» Source excerpt
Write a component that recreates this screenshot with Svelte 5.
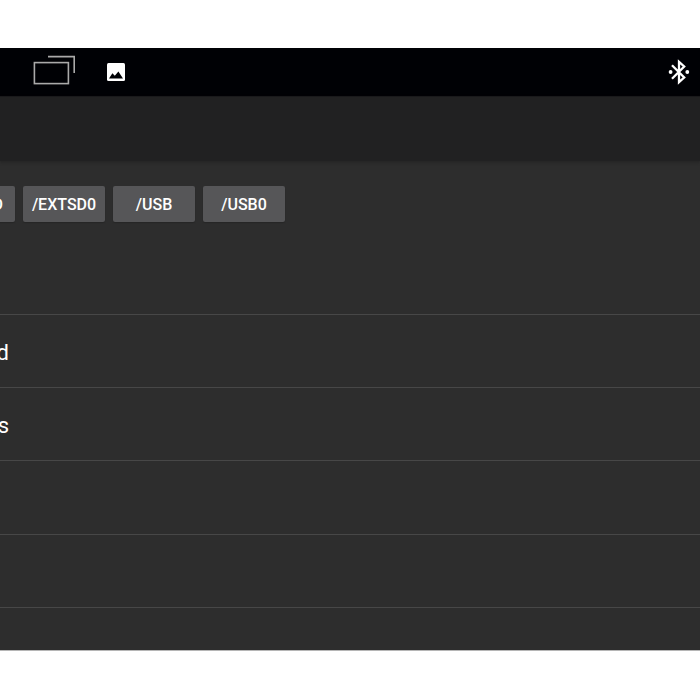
<script>
  const volumes = ['/EXTSD0', '/USB', '/USB0']

  // each row shows the tail of its name, the list continues to the left
  const rows = ['', 'd', 's', '', '', '']
</script>

<main class="screen">
  <header class="status-bar">
    <svg class="icon-recent" viewBox="0 0 42 30" aria-hidden="true">
      <rect x="1.4" y="7.6" width="34" height="21" />
      <path d="M15 1.6H41.2V18" />
    </svg>
    <svg class="icon-image" viewBox="0 0 18 18" aria-hidden="true">
      <rect width="18" height="18" rx="1.5" fill="#fff" />
      <path d="M2 15.5 5.4 10.2 7.8 12.8 11.4 8.6 16 15.5z" fill="#000105" />
    </svg>
    <svg class="icon-bluetooth" viewBox="0 0 22 26" aria-hidden="true">
      <path d="M4 6.2 16.2 18.5 11 23.2V2.8L16.2 7.5 4 19.8" />
      <circle cx="2.6" cy="13" r="1.9" />
      <circle cx="19.3" cy="13" r="1.9" />
    </svg>
  </header>

  <div class="toolbar"></div>

  <nav class="volumes">
    <button class="volume volume-cut">D</button>
    {#each volumes as name}
      <button class="volume">{name}</button>
    {/each}
  </nav>

  <ul class="rows">
    {#each rows as name}
      <li><span>{name}</span></li>
    {/each}
  </ul>
</main>

<style>
  :global(body) {
    margin: 0;
    background: #fff;
  }

  .screen {
    margin: 48px 0;
    overflow: hidden;
    background: #2d2d2d;
    border-bottom: 1px solid #b5b5b5;
    color: #fff;
    font-family: Roboto, sans-serif;
  }

  .status-bar {
    display: flex;
    align-items: center;
    height: 48px;
    padding: 0 10px 0 33px;
    background: #000105;
    border-bottom: 1px solid #19191b;
  }

  .icon-recent {
    width: 42px;
    height: 30px;
    margin-bottom: 4px;
    fill: none;
    stroke: #aaa;
    stroke-width: 1.6;
  }

  .icon-image {
    width: 18px;
    height: 18px;
    margin-left: 32px;
  }

  .icon-bluetooth {
    width: 22px;
    height: 26px;
    margin-left: auto;
    fill: none;
    stroke: #fff;
    stroke-width: 2.3;
  }

  .icon-bluetooth circle {
    fill: #fff;
    stroke: none;
  }

  .toolbar {
    height: 64px;
    background: #212122;
    box-shadow: 0 1px 3px #222;
  }

  .volumes {
    display: flex;
    gap: 8px;
    padding: 25px 0 19px;
  }

  .volume {
    box-sizing: border-box;
    width: 82px;
    height: 36px;
    padding: 0;
    border: 0;
    border-radius: 2px;
    background: #565658;
    box-shadow: 0 1px 1px #262626;
    color: #fff;
    font: 500 16px Roboto, sans-serif;
  }

  .volume-cut {
    display: flex;
    align-items: center;
    justify-content: flex-end;
    width: 15px;
    padding-right: 12px;
    border-radius: 0 2px 2px 0;
    overflow: hidden;
  }

  .rows {
    margin: 0;
    padding: 0;
    list-style: none;
  }

  li {
    box-sizing: border-box;
    display: flex;
    align-items: center;
    height: 73px;
    padding-top: 2px;
    border-bottom: 1px solid #474747;
    font-size: 22px;
  }

  li:nth-child(3n + 1) {
    height: 74px;
  }

  /* right edge of the name column */
  li span {
    display: flex;
    justify-content: flex-end;
    width: 9px;
  }

  li:last-child {
    height: 42px;
    border-bottom: 0;
  }
</style>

» Aim
Each line above is to be copied verbatim. Drop any image from the copy.

» Task response
Write a component that recreates this screenshot with Svelte 5.
<script>
  const volumes = ['/EXTSD0', '/USB', '/USB0']

  // each row shows the tail of its name, the list continues to the left
  const rows = ['', 'd', 's', '', '', '']
</script>

<main class="screen">
  <header class="status-bar">
    <svg class="icon-recent" viewBox="0 0 42 30" aria-hidden="true">
      <rect x="1.4" y="7.6" width="34" height="21" />
      <path d="M15 1.6H41.2V18" />
    </svg>
    <svg class="icon-image" viewBox="0 0 18 18" aria-hidden="true">
      <rect width="18" height="18" rx="1.5" fill="#fff" />
      <path d="M2 15.5 5.4 10.2 7.8 12.8 11.4 8.6 16 15.5z" fill="#000105" />
    </svg>
    <svg class="icon-bluetooth" viewBox="0 0 22 26" aria-hidden="true">
      <path d="M4 6.2 16.2 18.5 11 23.2V2.8L16.2 7.5 4 19.8" />
      <circle cx="2.6" cy="13" r="1.9" />
      <circle cx="19.3" cy="13" r="1.9" />
    </svg>
  </header>

  <div class="toolbar"></div>

  <nav class="volumes">
    <button class="volume volume-cut">D</button>
    {#each volumes as name}
      <button class="volume">{name}</button>
    {/each}
  </nav>

  <ul class="rows">
    {#each rows as name}
      <li><span>{name}</span></li>
    {/each}
  </ul>
</main>

<style>
  :global(body) {
    margin: 0;
    background: #fff;
  }

  .screen {
    margin: 48px 0;
    overflow: hidden;
    background: #2d2d2d;
    border-bottom: 1px solid #b5b5b5;
    color: #fff;
    font-family: Roboto, sans-serif;
  }

  .status-bar {
    display: flex;
    align-items: center;
    height: 48px;
    padding: 0 10px 0 33px;
    background: #000105;
    border-bottom: 1px solid #19191b;
  }

  .icon-recent {
    width: 42px;
    height: 30px;
    margin-bottom: 4px;
    fill: none;
    stroke: #aaa;
    stroke-width: 1.6;
  }

  .icon-image {
    width: 18px;
    height: 18px;
    margin-left: 32px;
  }

  .icon-bluetooth {
    width: 22px;
    height: 26px;
    margin-left: auto;
    fill: none;
    stroke: #fff;
    stroke-width: 2.3;
  }

  .icon-bluetooth circle {
    fill: #fff;
    stroke: none;
  }

  .toolbar {
    height: 64px;
    background: #212122;
    box-shadow: 0 1px 3px #222;
  }

  .volumes {
    display: flex;
    gap: 8px;
    padding: 25px 0 19px;
  }

  .volume {
    box-sizing: border-box;
    width: 82px;
    height: 36px;
    padding: 0;
    border: 0;
    border-radius: 2px;
    background: #565658;
    box-shadow: 0 1px 1px #262626;
    color: #fff;
    font: 500 16px Roboto, sans-serif;
  }

  .volume-cut {
    display: flex;
    align-items: center;
    justify-content: flex-end;
    width: 15px;
    padding-right: 12px;
    border-radius: 0 2px 2px 0;
    overflow: hidden;
  }

  .rows {
    margin: 0;
    padding: 0;
    list-style: none;
  }

  li {
    box-sizing: border-box;
    display: flex;
    align-items: center;
    height: 73px;
    padding-top: 2px;
    border-bottom: 1px solid #474747;
    font-size: 22px;
  }

  li:nth-child(3n + 1) {
    height: 74px;
  }

  /* right edge of the name column */
  li span {
    display: flex;
    justify-content: flex-end;
    width: 9px;
  }

  li:last-child {
    height: 42px;
    border-bottom: 0;
  }
</style>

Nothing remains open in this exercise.